───── Data excerpt
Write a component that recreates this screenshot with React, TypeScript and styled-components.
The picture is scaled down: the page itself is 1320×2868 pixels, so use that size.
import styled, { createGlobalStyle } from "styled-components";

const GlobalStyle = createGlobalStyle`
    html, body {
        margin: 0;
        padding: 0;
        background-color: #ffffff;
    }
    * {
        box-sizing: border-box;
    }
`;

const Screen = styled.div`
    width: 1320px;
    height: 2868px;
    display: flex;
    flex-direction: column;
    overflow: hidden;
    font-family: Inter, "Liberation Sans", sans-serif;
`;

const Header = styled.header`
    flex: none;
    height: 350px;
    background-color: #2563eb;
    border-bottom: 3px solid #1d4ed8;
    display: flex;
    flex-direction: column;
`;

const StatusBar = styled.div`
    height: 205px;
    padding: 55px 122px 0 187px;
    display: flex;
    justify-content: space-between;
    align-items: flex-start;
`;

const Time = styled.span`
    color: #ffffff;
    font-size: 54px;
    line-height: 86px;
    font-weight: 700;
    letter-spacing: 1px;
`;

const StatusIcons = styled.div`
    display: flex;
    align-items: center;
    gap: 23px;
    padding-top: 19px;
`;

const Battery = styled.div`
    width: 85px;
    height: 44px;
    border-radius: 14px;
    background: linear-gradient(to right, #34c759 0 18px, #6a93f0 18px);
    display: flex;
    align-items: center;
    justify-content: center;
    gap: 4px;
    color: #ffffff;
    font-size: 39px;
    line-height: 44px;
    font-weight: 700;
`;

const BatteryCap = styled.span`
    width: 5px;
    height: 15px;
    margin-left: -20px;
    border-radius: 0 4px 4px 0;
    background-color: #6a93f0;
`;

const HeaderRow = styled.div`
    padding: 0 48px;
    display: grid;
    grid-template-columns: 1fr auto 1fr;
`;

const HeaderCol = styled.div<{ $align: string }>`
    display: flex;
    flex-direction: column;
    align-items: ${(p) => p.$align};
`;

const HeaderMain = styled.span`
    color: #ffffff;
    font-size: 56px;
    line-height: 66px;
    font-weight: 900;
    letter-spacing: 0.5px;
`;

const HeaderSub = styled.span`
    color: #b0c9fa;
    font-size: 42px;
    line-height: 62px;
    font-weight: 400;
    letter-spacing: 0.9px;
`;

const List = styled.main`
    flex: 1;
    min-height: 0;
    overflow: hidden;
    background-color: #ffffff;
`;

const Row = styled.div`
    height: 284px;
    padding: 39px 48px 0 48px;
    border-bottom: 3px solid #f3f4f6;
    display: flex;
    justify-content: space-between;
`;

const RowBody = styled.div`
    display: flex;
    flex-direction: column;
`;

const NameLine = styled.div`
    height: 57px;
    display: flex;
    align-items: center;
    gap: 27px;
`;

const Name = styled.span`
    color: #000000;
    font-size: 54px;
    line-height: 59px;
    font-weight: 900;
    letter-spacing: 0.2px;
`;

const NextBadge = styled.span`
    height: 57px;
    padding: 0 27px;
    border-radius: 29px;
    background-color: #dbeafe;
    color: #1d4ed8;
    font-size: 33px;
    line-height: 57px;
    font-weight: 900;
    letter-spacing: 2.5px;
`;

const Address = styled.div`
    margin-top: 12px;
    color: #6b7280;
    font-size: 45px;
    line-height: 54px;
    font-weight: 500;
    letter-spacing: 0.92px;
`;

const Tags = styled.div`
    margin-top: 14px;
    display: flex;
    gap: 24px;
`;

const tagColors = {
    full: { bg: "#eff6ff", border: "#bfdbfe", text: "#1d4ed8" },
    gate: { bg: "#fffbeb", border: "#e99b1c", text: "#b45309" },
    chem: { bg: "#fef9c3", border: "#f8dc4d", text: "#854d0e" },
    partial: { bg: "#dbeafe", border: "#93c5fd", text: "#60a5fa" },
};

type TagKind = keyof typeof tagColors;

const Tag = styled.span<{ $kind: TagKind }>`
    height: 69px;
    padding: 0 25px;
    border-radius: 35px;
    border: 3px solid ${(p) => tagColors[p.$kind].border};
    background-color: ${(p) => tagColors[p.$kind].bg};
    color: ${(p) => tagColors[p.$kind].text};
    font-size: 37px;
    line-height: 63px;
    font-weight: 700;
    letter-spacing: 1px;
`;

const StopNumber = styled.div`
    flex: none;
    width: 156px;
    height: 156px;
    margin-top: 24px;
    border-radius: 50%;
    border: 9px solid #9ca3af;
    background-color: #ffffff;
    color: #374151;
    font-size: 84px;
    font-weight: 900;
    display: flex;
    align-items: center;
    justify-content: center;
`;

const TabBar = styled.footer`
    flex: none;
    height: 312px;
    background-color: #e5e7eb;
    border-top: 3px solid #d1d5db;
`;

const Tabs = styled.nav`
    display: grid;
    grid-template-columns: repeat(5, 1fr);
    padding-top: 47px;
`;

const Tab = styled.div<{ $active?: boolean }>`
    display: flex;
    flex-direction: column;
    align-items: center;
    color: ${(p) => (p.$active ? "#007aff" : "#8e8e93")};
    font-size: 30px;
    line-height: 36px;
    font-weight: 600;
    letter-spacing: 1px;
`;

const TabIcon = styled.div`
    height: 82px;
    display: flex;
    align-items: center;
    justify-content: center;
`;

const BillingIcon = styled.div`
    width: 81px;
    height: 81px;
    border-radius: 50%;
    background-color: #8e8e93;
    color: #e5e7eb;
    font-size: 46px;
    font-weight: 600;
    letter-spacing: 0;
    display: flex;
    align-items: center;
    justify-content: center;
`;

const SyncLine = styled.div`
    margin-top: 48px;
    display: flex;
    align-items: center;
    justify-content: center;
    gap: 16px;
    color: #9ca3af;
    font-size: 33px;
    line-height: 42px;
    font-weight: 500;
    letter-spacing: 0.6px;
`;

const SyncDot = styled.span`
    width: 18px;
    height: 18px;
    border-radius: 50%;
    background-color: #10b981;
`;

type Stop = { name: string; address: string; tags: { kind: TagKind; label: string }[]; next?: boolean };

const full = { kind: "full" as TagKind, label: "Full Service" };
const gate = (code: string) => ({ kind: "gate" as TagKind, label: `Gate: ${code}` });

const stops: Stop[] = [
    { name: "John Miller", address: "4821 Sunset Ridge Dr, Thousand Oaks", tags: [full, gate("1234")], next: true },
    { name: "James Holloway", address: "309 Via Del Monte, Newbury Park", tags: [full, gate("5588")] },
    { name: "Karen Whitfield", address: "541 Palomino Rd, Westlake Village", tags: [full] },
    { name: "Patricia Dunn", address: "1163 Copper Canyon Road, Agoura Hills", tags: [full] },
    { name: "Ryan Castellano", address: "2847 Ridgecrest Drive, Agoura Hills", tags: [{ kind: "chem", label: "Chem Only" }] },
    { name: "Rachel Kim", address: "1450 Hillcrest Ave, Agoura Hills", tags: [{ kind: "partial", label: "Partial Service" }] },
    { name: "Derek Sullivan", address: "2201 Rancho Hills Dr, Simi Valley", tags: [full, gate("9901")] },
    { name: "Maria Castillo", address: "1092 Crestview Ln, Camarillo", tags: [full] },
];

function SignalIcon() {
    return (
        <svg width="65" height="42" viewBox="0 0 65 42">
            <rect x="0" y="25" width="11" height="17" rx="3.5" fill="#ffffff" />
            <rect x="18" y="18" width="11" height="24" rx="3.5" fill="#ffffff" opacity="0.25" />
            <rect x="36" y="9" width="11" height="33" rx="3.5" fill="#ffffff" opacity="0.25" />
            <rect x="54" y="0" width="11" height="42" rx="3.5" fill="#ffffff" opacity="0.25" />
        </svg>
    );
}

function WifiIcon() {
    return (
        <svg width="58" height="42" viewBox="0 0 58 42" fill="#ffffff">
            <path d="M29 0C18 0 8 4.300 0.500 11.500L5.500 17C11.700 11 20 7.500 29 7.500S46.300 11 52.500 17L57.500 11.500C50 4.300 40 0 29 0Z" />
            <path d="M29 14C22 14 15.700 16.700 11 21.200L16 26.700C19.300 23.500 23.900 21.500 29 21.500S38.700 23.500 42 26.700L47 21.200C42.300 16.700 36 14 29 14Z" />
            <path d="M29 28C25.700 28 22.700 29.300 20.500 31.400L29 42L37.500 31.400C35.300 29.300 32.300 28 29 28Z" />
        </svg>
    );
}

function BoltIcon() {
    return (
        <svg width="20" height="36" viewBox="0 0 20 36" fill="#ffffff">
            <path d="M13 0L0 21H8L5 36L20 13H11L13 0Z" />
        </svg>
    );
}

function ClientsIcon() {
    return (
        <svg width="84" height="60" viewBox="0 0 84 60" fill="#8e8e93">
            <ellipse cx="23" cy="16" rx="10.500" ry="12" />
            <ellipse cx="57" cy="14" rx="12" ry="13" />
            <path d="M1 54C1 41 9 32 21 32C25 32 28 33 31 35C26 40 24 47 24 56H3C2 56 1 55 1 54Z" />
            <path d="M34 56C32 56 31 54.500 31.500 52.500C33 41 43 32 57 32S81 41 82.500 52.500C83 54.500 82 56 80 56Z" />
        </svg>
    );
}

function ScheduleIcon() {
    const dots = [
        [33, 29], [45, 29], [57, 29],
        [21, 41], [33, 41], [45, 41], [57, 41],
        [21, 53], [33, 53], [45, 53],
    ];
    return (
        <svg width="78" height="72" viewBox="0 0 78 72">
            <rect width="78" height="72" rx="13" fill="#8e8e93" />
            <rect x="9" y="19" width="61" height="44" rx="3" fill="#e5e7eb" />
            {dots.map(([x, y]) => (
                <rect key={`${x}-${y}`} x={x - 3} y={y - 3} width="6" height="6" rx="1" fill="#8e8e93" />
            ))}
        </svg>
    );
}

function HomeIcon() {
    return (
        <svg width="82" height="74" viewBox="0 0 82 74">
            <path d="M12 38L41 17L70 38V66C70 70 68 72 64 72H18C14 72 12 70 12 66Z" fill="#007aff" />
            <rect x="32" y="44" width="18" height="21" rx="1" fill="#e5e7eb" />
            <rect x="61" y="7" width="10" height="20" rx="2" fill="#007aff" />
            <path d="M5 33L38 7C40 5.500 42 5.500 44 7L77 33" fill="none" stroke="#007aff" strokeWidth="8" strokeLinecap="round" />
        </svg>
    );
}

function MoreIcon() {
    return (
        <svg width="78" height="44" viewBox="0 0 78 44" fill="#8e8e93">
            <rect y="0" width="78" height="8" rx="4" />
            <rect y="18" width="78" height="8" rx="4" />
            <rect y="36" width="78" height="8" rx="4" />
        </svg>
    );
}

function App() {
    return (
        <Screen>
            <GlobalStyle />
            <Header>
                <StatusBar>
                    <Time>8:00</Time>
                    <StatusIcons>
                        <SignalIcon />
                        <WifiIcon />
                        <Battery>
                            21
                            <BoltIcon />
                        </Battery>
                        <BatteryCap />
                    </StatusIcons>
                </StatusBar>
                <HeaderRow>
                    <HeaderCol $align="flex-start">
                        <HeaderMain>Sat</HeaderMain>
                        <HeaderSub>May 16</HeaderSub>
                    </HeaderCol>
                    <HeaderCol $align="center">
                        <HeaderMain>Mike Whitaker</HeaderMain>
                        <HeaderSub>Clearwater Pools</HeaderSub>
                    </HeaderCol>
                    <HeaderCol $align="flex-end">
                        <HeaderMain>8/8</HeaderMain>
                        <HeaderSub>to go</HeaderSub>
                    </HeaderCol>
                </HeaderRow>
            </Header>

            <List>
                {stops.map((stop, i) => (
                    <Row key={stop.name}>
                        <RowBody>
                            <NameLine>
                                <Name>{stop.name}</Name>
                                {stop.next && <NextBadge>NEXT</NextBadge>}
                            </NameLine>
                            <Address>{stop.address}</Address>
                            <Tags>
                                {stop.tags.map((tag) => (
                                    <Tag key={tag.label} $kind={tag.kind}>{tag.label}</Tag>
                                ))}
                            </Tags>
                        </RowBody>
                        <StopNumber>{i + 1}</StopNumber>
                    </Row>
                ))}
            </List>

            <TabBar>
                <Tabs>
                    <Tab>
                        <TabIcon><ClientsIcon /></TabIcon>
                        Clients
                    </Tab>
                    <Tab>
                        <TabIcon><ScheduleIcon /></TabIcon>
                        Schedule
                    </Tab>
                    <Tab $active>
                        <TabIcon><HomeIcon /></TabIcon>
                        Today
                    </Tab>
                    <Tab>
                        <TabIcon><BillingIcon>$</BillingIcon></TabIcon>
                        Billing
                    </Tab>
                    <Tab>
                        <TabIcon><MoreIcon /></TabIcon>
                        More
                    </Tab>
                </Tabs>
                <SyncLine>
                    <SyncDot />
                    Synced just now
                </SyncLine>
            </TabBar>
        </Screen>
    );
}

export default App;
──────────
Copy all lines from the material that include "components".

Write a component that recreates this screenshot with React, TypeScript and styled-components.
import styled, { createGlobalStyle } from "styled-components";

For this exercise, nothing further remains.